» Given data:
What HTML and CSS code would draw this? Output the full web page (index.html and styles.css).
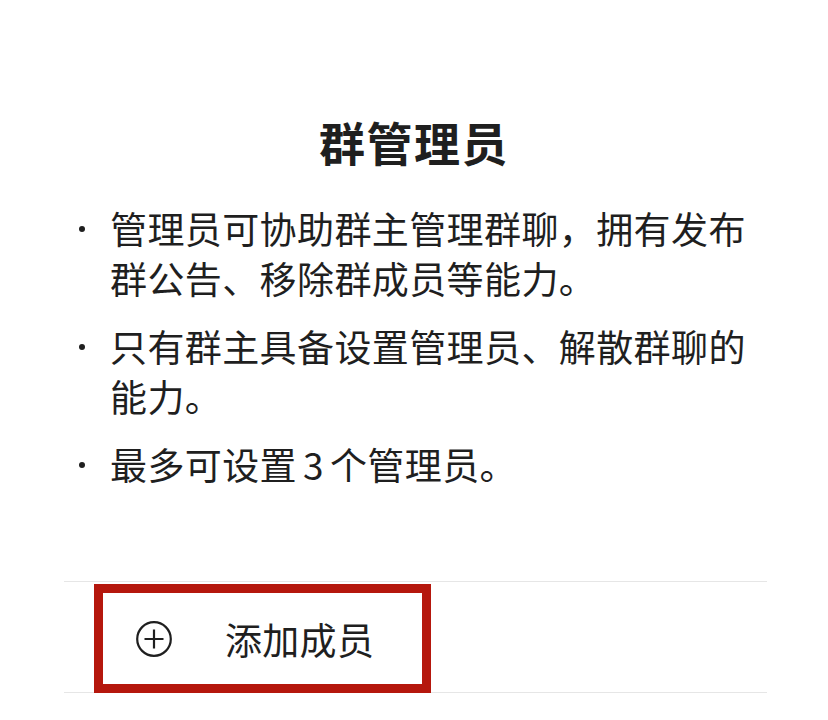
FILE: index.html
```html
<!DOCTYPE html>
<html lang="zh-CN">
<head>
  <meta charset="UTF-8">
  <meta name="viewport" content="width=device-width, initial-scale=1.0">
  <title>群管理员</title>
  <link rel="stylesheet" href="styles.css">
</head>
<body>
  <div class="page">
    <h2 class="title">群管理员</h2>

    <ul class="tips">
      <li>管理员可协助群主管理群聊，拥有发布群公告、移除群成员等能力。</li>
      <li>只有群主具备设置管理员、解散群聊的能力。</li>
      <li>最多可设置<span class="num">3</span>个管理员。</li>
    </ul>

    <div class="member-row">
      <div class="add-member">
        <svg class="add-icon" viewBox="0 0 36 36" width="36" height="36">
          <circle cx="18" cy="18" r="16.8" fill="none" stroke="#1f1f1f" stroke-width="2.2"/>
          <path d="M18 8.5v19M8.5 18h19" stroke="#1f1f1f" stroke-width="2.2" fill="none"/>
        </svg>
        <span class="add-label">添加成员</span>
      </div>
    </div>
  </div>
</body>
</html>
```

FILE: styles.css
```css
body {
  margin: 0;
  background: #fff;
  color: #1f1f1f;
  font-family: "Noto Sans CJK SC", "Noto Sans", sans-serif;
}
.page {
  padding-top: 111px;
}
.title {
  margin: 0;
  text-align: center;
  font-size: 46px;
  line-height: 60px;
  font-weight: 700;
  letter-spacing: 1.5px;
}
.tips {
  list-style: none;
  margin: 32px 0 0 0;
  padding: 0 60px 0 110px;
}
.tips li {
  position: relative;
  font-size: 37px;
  line-height: 50px;
  letter-spacing: 0.4px;
  margin-bottom: 18px;
}
.tips li::before {
  content: "";
  position: absolute;
  left: -31px;
  top: 23px;
  width: 6px;
  height: 6px;
  border-radius: 50%;
  background: #1f1f1f;
}
.num {
  margin: 0 6px;
}
.member-row {
  margin: 92px 61px 0 64px;
  height: 110px;
  border-top: 1px solid #e6e6e6;
  border-bottom: 1px solid #e6e6e6;
  display: flex;
}
.add-member {
  margin: 2px 0 -1px 30px;
  border: 9px solid #b5170d;
  display: flex;
  align-items: center;
  padding: 0 48px 0 33px;
}
.add-icon {
  display: block;
}
.add-label {
  margin-left: 53px;
  font-size: 37px;
  letter-spacing: 0.3px;
}
```
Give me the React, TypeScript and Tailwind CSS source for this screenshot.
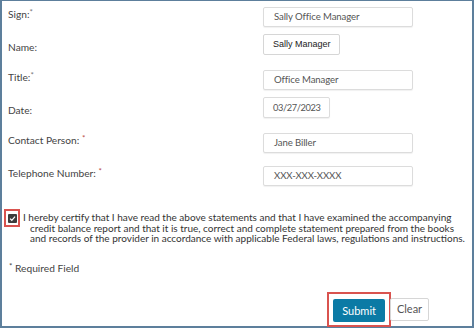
const Req = ({ red = false }: { red?: boolean }) => (
  <span className={`relative -top-[3px] text-[8px] ${red ? "text-[#b94a48]" : "text-[#777]"}`}>*</span>
);

const Label = ({ children, top = 0 }: { children: React.ReactNode; top?: number }) => (
  <div
    className={`w-[255px] shrink-0 text-[10.2px] leading-[14px] text-[#444] ${top === 6 ? "mt-[6px]" : "mt-0"}`}
  >
    {children}
  </div>
);

const Field = ({ value, w = "w-[150px]", h = "h-[20px]" }: { value: string; w?: string; h?: string }) => (
  <div
    className={`${w} ${h} flex items-center pl-[10px] border border-[#dcdcdc] rounded-[2px] bg-white shadow-[0_1px_1px_rgba(0,0,0,0.06)] text-[9.6px] tracking-[-0.1px] text-[#555] whitespace-nowrap`}
  >
    {value}
  </div>
);

const App = () => {
  return (
    <div className="w-[474px] h-[328px] bg-white overflow-hidden font-['Lato',sans-serif]">
      <div className="w-full h-full border-l-2 border-r-2 border-b-2 border-t border-[#5d7f9c] flex flex-col pl-[6px] pt-[6px]">
        {/* sign */}
        <div className="flex items-start h-[20px]">
          <Label>
            Sign:<Req />
          </Label>
          <Field value="Sally Office Manager" />
        </div>

        {/* name */}
        <div className="flex items-start h-[21px] mt-[7px]">
          <Label top={6}>Name:</Label>
          <div className="h-[21px] w-[77px] flex items-center pl-[9px] border border-[#d6d6d6] rounded-[2px] bg-white font-['Liberation_Sans',Arial,sans-serif] text-[9px] text-[#222] whitespace-nowrap">
            Sally Manager
          </div>
        </div>

        {/* title */}
        <div className="flex items-start h-[20px] mt-[15px]">
          <Label>
            Title:<Req />
          </Label>
          <Field value="Office Manager" />
        </div>

        {/* date */}
        <div className="flex items-start h-[21px] mt-[7px]">
          <Label top={6}>Date:</Label>
          <div className="w-[67px] h-[21px] flex items-center pl-[9px] border border-[#dcdcdc] rounded-[2px] bg-white shadow-[0_1px_1px_rgba(0,0,0,0.06)] text-[9.3px] tracking-[-0.4px] text-[#555] whitespace-nowrap">
            03/27/2023
          </div>
        </div>

        {/* contact */}
        <div className="flex items-start h-[20px] mt-[15px]">
          <Label>
            Contact Person: <Req red />
          </Label>
          <Field value="Jane Biller" />
        </div>

        {/* phone */}
        <div className="flex items-start h-[20px] mt-[13px]">
          <Label>
            Telephone Number: <Req red />
          </Label>
          <Field value="XXX-XXX-XXXX" />
        </div>

        {/* certify */}
        <div className="flex items-start mt-[23px] -ml-[4px]">
          <div className="w-[16px] h-[18px] border-2 border-[#d9534f] flex items-center justify-center shrink-0">
            <div className="w-[9px] h-[9px] bg-[#3c3c3c] rounded-[1px] flex items-center justify-center">
              <svg width="7" height="7" viewBox="0 0 10 10">
                <path d="M1.5 5.2 L4 7.6 L8.6 2.4" fill="none" stroke="#fff" strokeWidth="1.8" />
              </svg>
            </div>
          </div>
          <p className="ml-[3px] mt-[3px] pl-[7px] -indent-[7px] text-[10px] leading-[10.5px] text-[#333] whitespace-nowrap">
            I hereby certify that I have read the above statements and that I have examined the accompanying
            <br />
            credit balance report and that it is true, correct and complete statement prepared from the books
            <br />
            and records of the provider in accordance with applicable Federal laws, regulations and instructions.
          </p>
        </div>

        {/* required */}
        <div className="mt-[17px] ml-[1px] text-[10.2px] text-[#444] leading-[14px]">
          <span className="relative -top-[3px] text-[8px]">*</span> Required Field
        </div>

        {/* buttons */}
        <div className="flex justify-end items-center mt-[16px] pr-[43px]">
          <div className="border-2 border-[#d9534f] py-[3px] px-[4px]">
            <button className="h-[23px] px-[9px] bg-[#0b7aa5] text-white text-[11px] rounded-[2px]">
              Submit
            </button>
          </div>
          <button className="h-[23px] w-[39px] -ml-[1px] border border-[#d6d6d6] bg-white text-[#555] text-[11px] rounded-[2px]">
            Clear
          </button>
        </div>
      </div>
    </div>
  );
};

export default App;
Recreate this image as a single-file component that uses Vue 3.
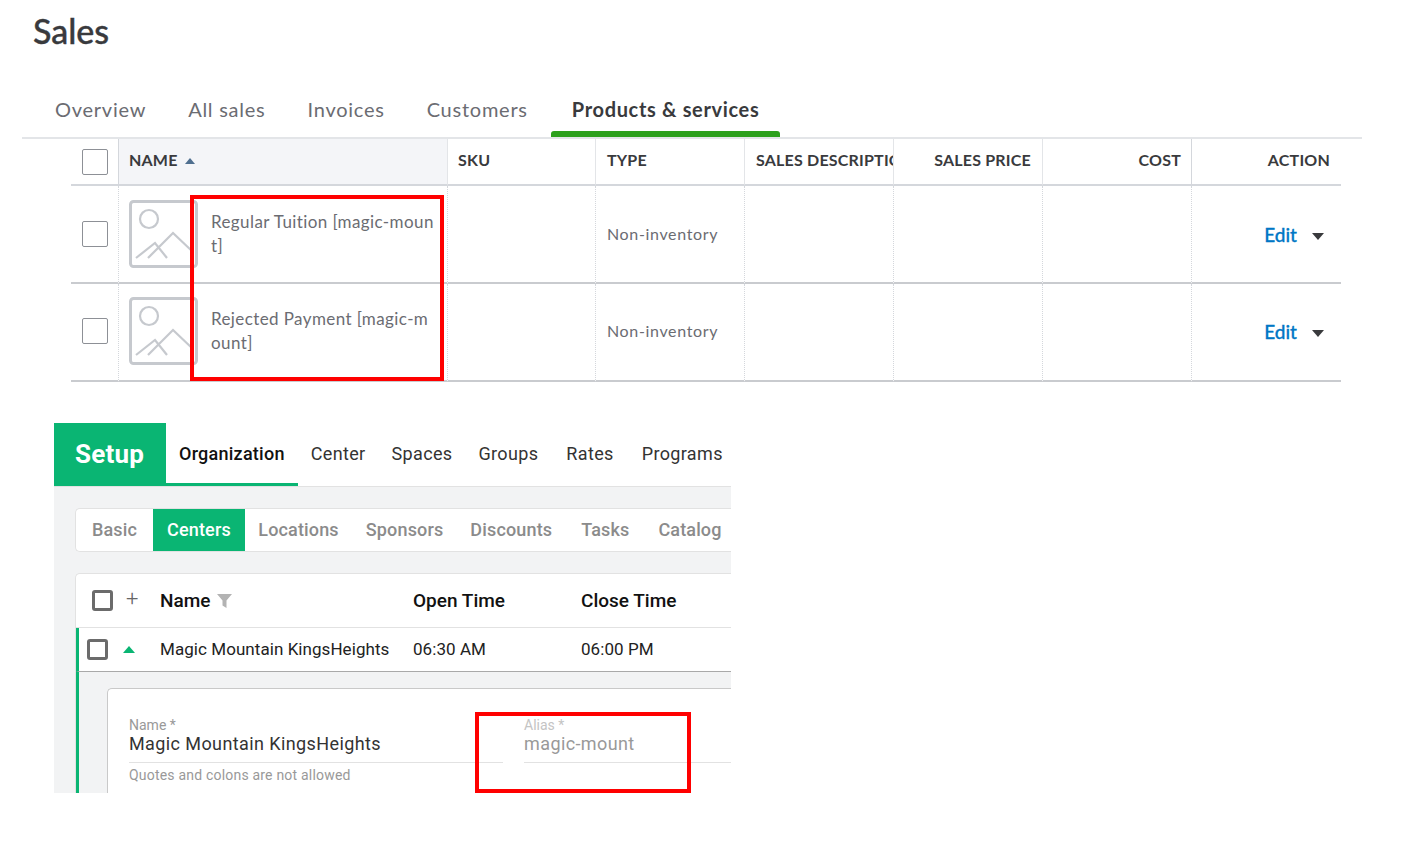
<template>
  <div class="page">
    <h1 class="title">Sales</h1>
    <nav class="tabs">
      <a v-for="tab in tabs" :key="tab" class="tab" :class="{ active: tab === 'Products & services' }">{{ tab }}</a>
    </nav>

    <div class="table-wrap">
      <table class="products">
        <colgroup>
          <col v-for="(w, i) in colWidths" :key="i" :style="{ width: w + 'px' }" />
        </colgroup>
        <thead>
          <tr>
            <th class="check-col"><span class="qb-check"></span></th>
            <th class="name-head">NAME <span class="sort-up"></span></th>
            <th>SKU</th>
            <th>TYPE</th>
            <th>SALES DESCRIPTION</th>
            <th class="right">SALES PRICE</th>
            <th class="right cost-head">COST</th>
            <th class="right">ACTION</th>
          </tr>
        </thead>
        <tbody>
          <tr v-for="item in products" :key="item.name">
            <td class="check-col"><span class="qb-check"></span></td>
            <td>
              <div class="name-cell">
                <svg class="thumb" viewBox="0 0 69 68" fill="none" stroke="#c6c9ce" stroke-width="2.2">
                  <rect x="1.5" y="1.5" width="66" height="65" rx="3" stroke-width="3" />
                  <circle cx="20" cy="19" r="9" />
                  <path d="M7 58 26 43 38 58M19 58 44 33 64 52" />
                </svg>
                <span class="item-name">{{ item.name }}</span>
              </div>
            </td>
            <td></td>
            <td class="type">Non-inventory</td>
            <td></td>
            <td></td>
            <td></td>
            <td class="action">
              <a class="edit">Edit</a><span class="caret-down"></span>
            </td>
          </tr>
        </tbody>
      </table>
      <div class="callout first"></div>
    </div>

    <section class="setup">
      <header class="setup-nav">
        <div class="setup-title">Setup</div>
        <a v-for="item in setupNav" :key="item" class="setup-link" :class="{ active: item === 'Organization' }">{{ item }}</a>
      </header>
      <div class="setup-body">
        <div class="subtabs">
          <a v-for="item in subTabs" :key="item" class="subtab" :class="{ active: item === 'Centers' }">{{ item }}</a>
        </div>
        <div class="centers">
          <div class="row head-row">
            <span class="box"></span>
            <span class="plus">+</span>
            <span class="cell-name">Name
              <svg class="funnel" viewBox="0 0 15 15"><path d="M0 1h15L9.500 7.500V15L5.500 12.500V7.500z" fill="#b3b3b3" /></svg>
            </span>
            <span class="cell-open">Open Time</span>
            <span>Close Time</span>
          </div>
          <div class="row data-row">
            <span class="box"></span>
            <span class="caret-up"></span>
            <span class="cell-name">Magic Mountain KingsHeights</span>
            <span class="cell-open">06:30 AM</span>
            <span>06:00 PM</span>
          </div>
          <div class="detail">
            <div class="detail-card">
              <div class="field name-field">
                <label>Name *</label>
                <div class="value">Magic Mountain KingsHeights</div>
                <small>Quotes and colons are not allowed</small>
              </div>
              <div class="field alias-field">
                <label>Alias *</label>
                <div class="value">magic-mount</div>
              </div>
            </div>
          </div>
        </div>
      </div>
      <div class="callout second"></div>
    </section>
  </div>
</template>

<script setup>
const tabs = ['Overview', 'All sales', 'Invoices', 'Customers', 'Products & services']
const colWidths = [48, 329, 148, 149, 149, 149, 149, 149]
const products = [
  { name: 'Regular Tuition [magic-mount]' },
  { name: 'Rejected Payment [magic-mount]' }
]
const setupNav = ['Organization', 'Center', 'Spaces', 'Groups', 'Rates', 'Programs']
const subTabs = ['Basic', 'Centers', 'Locations', 'Sponsors', 'Discounts', 'Tasks', 'Catalog']
</script>

<style>
html,
body {
  margin: 0;
  background: #fff;
}
</style>

<style scoped>
.page {
  position: relative;
  width: 1405px;
  height: 845px;
  overflow: hidden;
  font-family: Lato, "Open Sans", sans-serif;
  color: #393a3d;
}

.title {
  margin: 0 0 0 33px;
  height: 88px;
  padding-top: 11px;
  box-sizing: border-box;
  font-size: 34px;
  line-height: 40px;
  font-weight: 500;
  -webkit-text-stroke: 0.4px #393a3d;
}

.tabs {
  display: flex;
  width: 1328px;
  margin-left: 22px;
  padding-left: 12px;
  border-bottom: 2px solid #e3e5e8;
}

.tab {
  position: relative;
  box-sizing: border-box;
  height: 49px;
  padding: 0 21px;
  font-size: 20px;
  line-height: 42px;
  letter-spacing: 0.75px;
  color: #6b6c72;
  white-space: nowrap;
}

.tab.active {
  margin-left: 2px;
  font-weight: 700;
  letter-spacing: 0.66px;
  color: #393a3d;
}

.tab.active::after {
  content: "";
  position: absolute;
  left: 0;
  right: 0;
  bottom: 0;
  height: 6px;
  border-radius: 3px 3px 0 0;
  background: #2ca01c;
}

.table-wrap {
  position: relative;
  margin-left: 71px;
  width: 1270px;
}

.products {
  width: 1270px;
  table-layout: fixed;
  border-collapse: separate;
  border-spacing: 0;
}

.products th {
  box-sizing: border-box;
  height: 47px;
  padding: 0 0 4px 11px;
  border-bottom: 2px solid #d4d7dc;
  border-right: 1px solid #e3e5e8;
  font-size: 16px;
  letter-spacing: 0.2px;
  font-weight: 700;
  text-align: left;
  white-space: nowrap;
  overflow: hidden;
}

.products th:last-child {
  border-right: 0;
}

.products th:nth-child(2),
.products th:nth-child(3) {
  padding-left: 10px;
}

.products th.right {
  padding: 0 11px 4px 0;
  text-align: right;
}

.products th.cost-head {
  padding-right: 10px;
  border-right-color: #d4d7dc;
}

.products th.check-col {
  padding: 0 0 0 11px;
  border-right-color: #d4d7dc;
}

.products .name-head {
  background: #f4f5f8;
}

.sort-up {
  display: inline-block;
  margin-left: 3px;
  vertical-align: 2px;
  border: 5px solid transparent;
  border-top: 0;
  border-bottom: 6px solid #4f6f8f;
}

.products td {
  box-sizing: border-box;
  height: 98px;
  padding: 0;
  border-bottom: 2px solid #c9cbcf;
  border-right: 1px dotted #d4d7dc;
  vertical-align: middle;
}

.products td:last-child {
  border-right: 0;
}

.products td.check-col {
  padding-left: 11px;
}

.products tbody tr:last-child td {
  padding-bottom: 2px;
}

.qb-check {
  display: block;
  box-sizing: border-box;
  width: 26px;
  height: 26px;
  border: 1px solid #8d9096;
  border-radius: 2px;
  background: #fff;
}

.name-cell {
  display: flex;
  align-items: flex-start;
  padding-left: 10px;
  height: 68px;
}

.thumb {
  flex: none;
  width: 69px;
  height: 68px;
}

.item-name {
  width: 225px;
  margin: 10px 0 0 13px;
  font-size: 17px;
  line-height: 24px;
  letter-spacing: 0.4px;
  color: #6b6c72;
  word-break: break-all;
}

.products td.type {
  padding: 0 0 2px 11px;
  font-size: 16px;
  letter-spacing: 0.65px;
  color: #6b6c72;
}

.products tbody tr:last-child td.type {
  padding-bottom: 4px;
}

.products td.action {
  padding: 0 17px 0 0;
  text-align: right;
  white-space: nowrap;
}

.edit {
  font-size: 19px;
  font-weight: 500;
  color: #0077c5;
  -webkit-text-stroke: 0.3px #0077c5;
}

.caret-down {
  display: inline-block;
  margin-left: 15px;
  vertical-align: 2px;
  border: 6px solid transparent;
  border-bottom: 0;
  border-top: 7px solid #393a3d;
}

.callout {
  position: absolute;
  box-sizing: border-box;
  border: 4px solid #ff0000;
  pointer-events: none;
}

.callout.first {
  left: 119px;
  top: 56px;
  width: 254px;
  height: 186px;
}

.setup {
  position: relative;
  margin: 41px 0 0 54px;
  width: 677px;
  height: 370px;
  overflow: hidden;
  font-family: Roboto, sans-serif;
}

.setup-nav {
  display: flex;
  height: 64px;
  border-bottom: 1px solid #e2e2e2;
  box-sizing: border-box;
}

.setup-title {
  flex: none;
  width: 112px;
  height: 63px;
  background: #0ab573;
  padding-left: 21px;
  box-sizing: border-box;
  color: #fff;
  font-size: 26px;
  letter-spacing: 0.2px;
  font-weight: 700;
  line-height: 62px;
}

.setup-link {
  box-sizing: border-box;
  height: 63px;
  padding: 0 13px;
  font-size: 18px;
  line-height: 62px;
  color: #333;
  letter-spacing: 0.35px;
  white-space: nowrap;
}

.setup-link:nth-last-child(-n + 2) {
  margin-left: 2px;
}

.setup-link.active {
  font-weight: 500;
  letter-spacing: 0.25px;
  color: #111;
  border-bottom: 3px solid #0ab573;
}

.setup-body {
  height: 306px;
  padding: 21px 0 0 21px;
  box-sizing: border-box;
  background: #f2f3f4;
}

.subtabs {
  display: flex;
  box-sizing: border-box;
  height: 44px;
  margin-right: -1px;
  border: 1px solid #e2e2e2;
  border-right: 0;
  border-radius: 5px 0 0 5px;
  background: #fff;
  overflow: hidden;
}

.subtab {
  padding: 0 13.5px;
  font-size: 18px;
  letter-spacing: 0.15px;
  font-weight: 500;
  line-height: 41px;
  color: #8b8b8b;
  white-space: nowrap;
}

.subtab:first-child {
  padding-left: 16px;
  padding-right: 16px;
}

.subtab:nth-last-child(-n + 2) {
  margin-left: 2px;
}

.subtab.active {
  padding: 0 14px;
  background: #0ab573;
  color: #fff;
}

.centers {
  margin-top: 21px;
  border-top: 1px solid #e2e2e2;
  border-left: 1px solid #e2e2e2;
  border-radius: 5px 0 0 0;
  background: #fff;
  overflow: hidden;
}

.row {
  display: flex;
  align-items: center;
  box-sizing: border-box;
  white-space: nowrap;
}

.head-row {
  height: 54px;
  padding-left: 16px;
  border-bottom: 1px solid #e2e2e2;
  font-size: 19px;
  font-weight: 500;
  color: #111;
}

.data-row {
  height: 44px;
  padding: 0 0 1px 8px;
  border-left: 3px solid #0ab573;
  border-bottom: 1px solid #a9a9a9;
  font-size: 17px;
  letter-spacing: 0.06px;
  color: #222;
}

.box {
  flex: none;
  box-sizing: border-box;
  width: 21px;
  height: 21px;
  border: 3px solid #6b6b6b;
  border-radius: 3px;
}

.plus {
  width: 47px;
  padding-left: 13px;
  box-sizing: border-box;
  font-size: 22px;
  font-weight: 300;
  line-height: 20px;
  color: #666;
  margin-top: -4px;
}

.caret-up {
  flex: none;
  width: 0;
  margin: 0 25px 0 15px;
  border: 6.500px solid transparent;
  border-top: 0;
  border-bottom: 7px solid #0ab573;
}

.cell-name {
  display: flex;
  align-items: center;
  gap: 7px;
  width: 253px;
}

.funnel {
  width: 15px;
  height: 15px;
}

.cell-open {
  width: 168px;
}

.detail {
  height: 140px;
  padding: 16px 0 0 28px;
  box-sizing: border-box;
  border-left: 3px solid #0ab573;
  background: #f2f3f4;
}

.detail-card {
  display: flex;
  height: 130px;
  padding: 28px 0 0 21px;
  box-sizing: border-box;
  border: 1px solid #c9c9c9;
  border-right: 0;
  border-radius: 5px 0 0 0;
  background: #fff;
}

.field label {
  display: block;
  font-size: 14px;
  line-height: 16px;
  color: #999;
}

.field .value {
  height: 30px;
  padding-top: 1px;
  box-sizing: border-box;
  border-bottom: 1px solid #e2e2e2;
  font-size: 18px;
  line-height: 20px;
  letter-spacing: 0.4px;
  color: #333;
}

.field small {
  display: block;
  margin-top: 4px;
  font-size: 14px;
  line-height: 16px;
  letter-spacing: 0.2px;
  color: #999;
}

.name-field {
  flex: none;
  width: 374px;
}

.alias-field {
  flex: none;
  width: 260px;
  margin-left: 21px;
}

.alias-field label {
  color: #c4c4c4;
}

.alias-field .value {
  color: #999;
}

.callout.second {
  left: 421px;
  top: 289px;
  width: 216px;
  height: 81px;
}
</style>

» Task goal: Say how many lines hold the word "full", giving the number and nothing else.

» Finished exercise: 2